Jip Bartels

Personal information
- Date of birth: 10 January 1993 (age 33)
- Place of birth: Utrecht, Netherlands
- Position: Striker

Youth career
- Kampong
- Jong Utrecht
- Jong Ajax

Senior career*
- Years: Team / Apps / (Gls)
- 2013–2017: TEC / 41 / (14)
- 2017: Avondale
- 2018: Preston Lions
- 2019: Pascoe Vale
- 2021–2025: Ajax Zaterdag / 32 / (7)

= Jip Bartels =

Dutch association footballer

Jip Bartels (born 10 January 1993) is a Dutch footballer who played as a striker.

==Early life==
Born in Utrecht, Bartels was regarded as a prospect of Dutch side Ajax and received interest from English Premier League side Arsenal.
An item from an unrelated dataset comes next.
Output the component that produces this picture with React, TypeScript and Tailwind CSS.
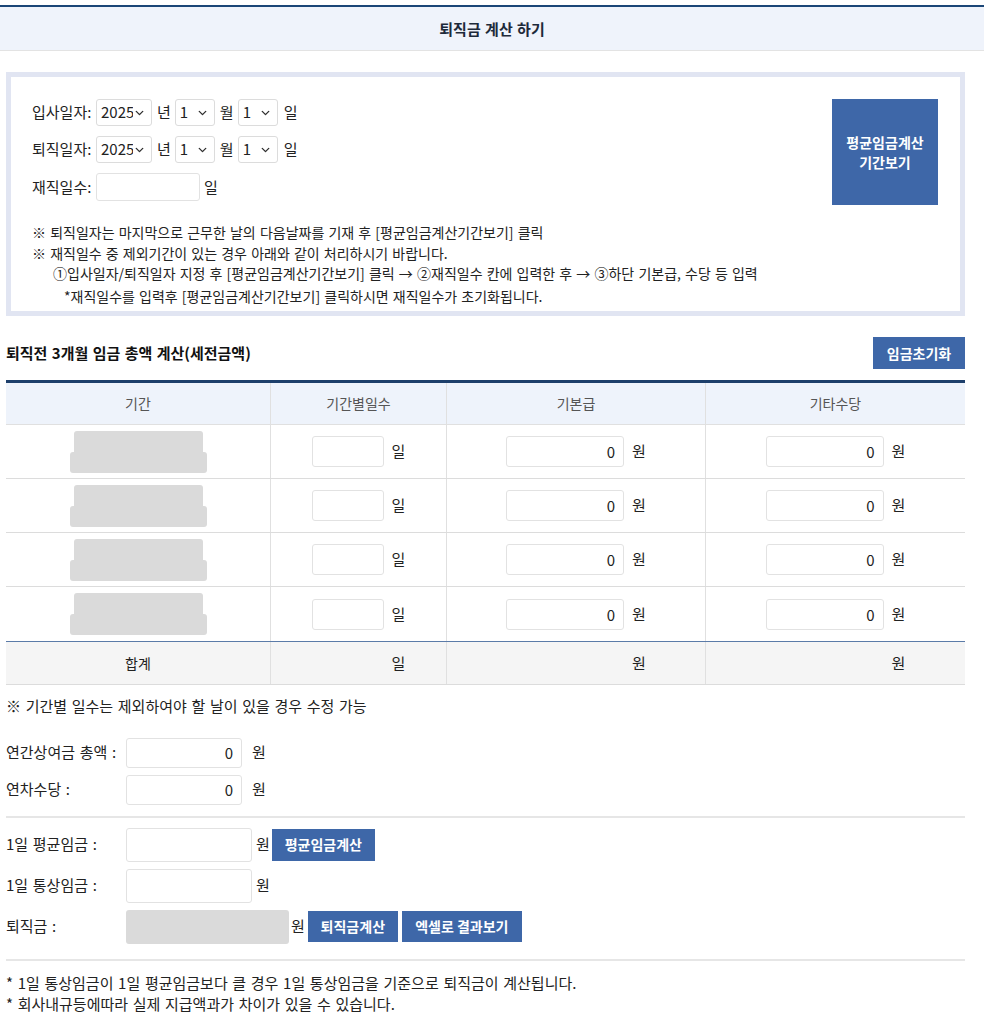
import { ChevronDown } from "lucide-react";

const FONT = "font-['Noto_Sans_CJK_KR','Noto_Sans',sans-serif]";

function DateSelect({ value, width }: { value: string; width: string }) {
  return (
    <div className={`relative h-[27px] ${width} rounded-[3px] border border-[#dcdcdc] bg-white`}>
      <select
        defaultValue={value}
        className="h-full w-full appearance-none bg-transparent pl-[4px] pr-[18px] text-[15px] text-[#222] outline-none"
      >
        <option value={value}>{value}</option>
      </select>
      <ChevronDown
        className="pointer-events-none absolute right-[5px] top-1/2 h-[13px] w-[13px] -translate-y-1/2 text-[#333]"
        strokeWidth={2.5}
      />
    </div>
  );
}

function DateRow({ label }: { label: string }) {
  return (
    <div className="flex h-[27px] items-center">
      <span className="w-[64px]">{label}</span>
      <DateSelect value="2025" width="w-[56px]" />
      <span className="ml-[5px] mr-[4px]">년</span>
      <DateSelect value="1" width="w-[40px]" />
      <span className="ml-[5px] mr-[4px]">월</span>
      <DateSelect value="1" width="w-[40px]" />
      <span className="ml-[6px]">일</span>
    </div>
  );
}

function Blue({ children, className }: { children: React.ReactNode; className: string }) {
  return (
    <button className={`bg-[#3e67a8] font-bold text-white ${className}`}>{children}</button>
  );
}

function NumInput({ width, height = "h-[31px]", value = "" }: { width: string; height?: string; value?: string }) {
  return (
    <input
      readOnly
      value={value}
      className={`${width} ${height} rounded-[3px] border border-[#e2e2e2] bg-white px-[8px] text-right text-[15px] text-[#222] outline-none`}
    />
  );
}

const rows = [0, 1, 2, 3];

export default function App() {
  return (
    <div className={`${FONT} min-h-[1024px] bg-white text-[14px] text-[#222] [word-spacing:1px]`}>
      <div className="h-[5px]" />
      <div className="flex h-[46px] items-center justify-center border-t-2 border-b border-t-[#1b4677] border-b-[#e3e3e3] bg-[#eff3fb] pt-[2px] text-[15px] font-bold text-[#1e2a3a]">
        퇴직금 계산 하기
      </div>

      <div className="ml-[6px] w-[959px]">
        {/* 기간 입력 박스 */}
        <div className="mt-[21px] flex h-[244px] justify-between border-[5px] border-[#e1e5f2] pl-[21px] pr-[22px] pt-[22px]">
          <div>
            <div className="flex flex-col gap-[10px] text-[15px]">
              <DateRow label="입사일자:" />
              <DateRow label="퇴직일자:" />
              <div className="flex h-[28px] items-center">
                <span className="w-[64px]">재직일수:</span>
                <NumInput width="w-[104px]" height="h-[28px]" />
                <span className="ml-[4px]">일</span>
              </div>
            </div>
            <div className="mt-[21px] leading-[20.5px]">
              <p>※ 퇴직일자는 마지막으로 근무한 날의 다음날짜를 기재 후 [평균임금계산기간보기] 클릭</p>
              <p>※ 재직일수 중 제외기간이 있는 경우 아래와 같이 처리하시기 바랍니다.</p>
              <p className="pl-[21px]">
                ①입사일자/퇴직일자 지정 후 [평균임금계산기간보기] 클릭 → ②재직일수 칸에 입력한 후 → ③하단 기본급, 수당 등 입력
              </p>
              <p className="pl-[32px] pt-[2px]">*재직일수를 입력후 [평균임금계산기간보기] 클릭하시면 재직일수가 초기화됩니다.</p>
            </div>
          </div>
          <Blue className="h-[106px] w-[106px] shrink-0 text-[14px] leading-[20px]">
            평균임금계산
            <br />
            기간보기
          </Blue>
        </div>

        {/* 3개월 임금 */}
        <div className="mt-[21px] flex items-center justify-between">
          <h2 className="text-[15px] font-bold text-[#111]">퇴직전 3개월 임금 총액 계산(세전금액)</h2>
          <Blue className="h-[32px] w-[92px] text-[14px]">임금초기화</Blue>
        </div>

        <div className="mt-[11px] border-t-[3px] border-[#1d3f6b]">
          <div className="grid h-[42px] grid-cols-[265px_176px_259px_259px] border-b border-[#e0e0e0] bg-[#eef3fb] text-[#555]">
            {["기간", "기간별일수", "기본급", "기타수당"].map((h, i) => (
              <div key={h} className={`flex items-center justify-center ${i < 3 ? "border-r border-[#e0e0e0]" : ""}`}>
                {h}
              </div>
            ))}
          </div>
          {rows.map((r) => (
            <div
              key={r}
              className={`grid h-[54px] grid-cols-[265px_176px_259px_259px] text-[15px] ${r < 3 ? "border-b border-[#dcdcdc]" : ""}`}
            >
              <div className="flex flex-col items-center justify-center border-r border-[#e0e0e0]">
                <div className="h-[21px] w-[129px] rounded-t-[3px] bg-[#dadada]" />
                <div className="h-[21px] w-[137px] rounded-[3px] bg-[#dadada]" />
              </div>
              <div className="flex items-center justify-center gap-[8px] border-r border-[#e0e0e0]">
                <NumInput width="w-[72px]" />
                <span>일</span>
              </div>
              <div className="flex items-center justify-center gap-[8px] border-r border-[#e0e0e0]">
                <NumInput width="w-[118px]" value="0" />
                <span>원</span>
              </div>
              <div className="flex items-center justify-center gap-[8px]">
                <NumInput width="w-[118px]" value="0" />
                <span>원</span>
              </div>
            </div>
          ))}
          <div className="grid h-[44px] grid-cols-[265px_176px_259px_259px] border-t border-b border-t-[#5b7ba8] border-b-[#dcdcdc] bg-[#f5f5f5] text-[15px]">
            <div className="flex items-center justify-center border-r border-[#e0e0e0] text-[14px]">합계</div>
            <div className="flex items-center justify-center gap-[8px] border-r border-[#e0e0e0]">
              <span className="w-[72px]" />
              <span>일</span>
            </div>
            <div className="flex items-center justify-center gap-[8px] border-r border-[#e0e0e0]">
              <span className="w-[118px]" />
              <span>원</span>
            </div>
            <div className="flex items-center justify-center gap-[8px]">
              <span className="w-[118px]" />
              <span>원</span>
            </div>
          </div>
        </div>

        <div className="text-[15px] [word-spacing:1.3px]">
          <p className="mt-[10px]">※ 기간별 일수는 제외하여야 할 날이 있을 경우 수정 가능</p>

          <div className="mt-[20px] flex flex-col gap-[7px]">
            <div className="flex items-center">
              <span className="w-[120px]">연간상여금 총액 :</span>
              <NumInput width="w-[116px]" height="h-[30px]" value="0" />
              <span className="ml-[10px]">원</span>
            </div>
            <div className="flex items-center">
              <span className="w-[120px]">연차수당 :</span>
              <NumInput width="w-[116px]" height="h-[30px]" value="0" />
              <span className="ml-[10px]">원</span>
            </div>
          </div>

          <div className="mt-[11px] border-t-2 border-[#e6e6e6]" />

          <div className="mt-[10px] flex flex-col gap-[7px]">
            <div className="flex items-center">
              <span className="w-[120px]">1일 평균임금 :</span>
              <NumInput width="w-[126px]" height="h-[34px]" />
              <span className="ml-[4px]">원</span>
              <Blue className="ml-[2px] h-[32px] w-[103px] text-[14px] [word-spacing:0px]">평균임금계산</Blue>
            </div>
            <div className="flex items-center">
              <span className="w-[120px]">1일 통상임금 :</span>
              <NumInput width="w-[126px]" height="h-[34px]" />
              <span className="ml-[4px]">원</span>
            </div>
            <div className="flex items-center">
              <span className="w-[120px]">퇴직금 :</span>
              <div className="h-[34px] w-[163px] rounded-[3px] bg-[#dadada]" />
              <span className="ml-[2px]">원</span>
              <Blue className="ml-[3px] h-[31px] w-[90px] text-[14px]">퇴직금계산</Blue>
              <Blue className="ml-[4px] h-[31px] w-[120px] text-[14px] [word-spacing:0px]">엑셀로 결과보기</Blue>
            </div>
          </div>

          <div className="mt-[15px] border-t-2 border-[#e6e6e6]" />

          <div className="mt-[11px] leading-[21px]">
            <p>* 1일 통상임금이 1일 평균임금보다 클 경우 1일 통상임금을 기준으로 퇴직금이 계산됩니다.</p>
            <p>* 회사내규등에따라 실제 지급액과가 차이가 있을 수 있습니다.</p>
          </div>
        </div>
      </div>
    </div>
  );
}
He played in the academies of Utrecht and Ajax, but three cruciate ligament injuries denied him a professional career.

==Club career==
Bartels started his career with Dutch side TEC, where he made forty-one league appearances and scored fourteen goals. In 2021, he signed for Dutch side Ajax Zaterdag, where he captained the club.

==Personal life==
Bartels attended the Vrije Universiteit Amsterdam, where he was regarded as a high performing student. Bartels established a company that helps schools in Australia integrate physical activity into their curriculum.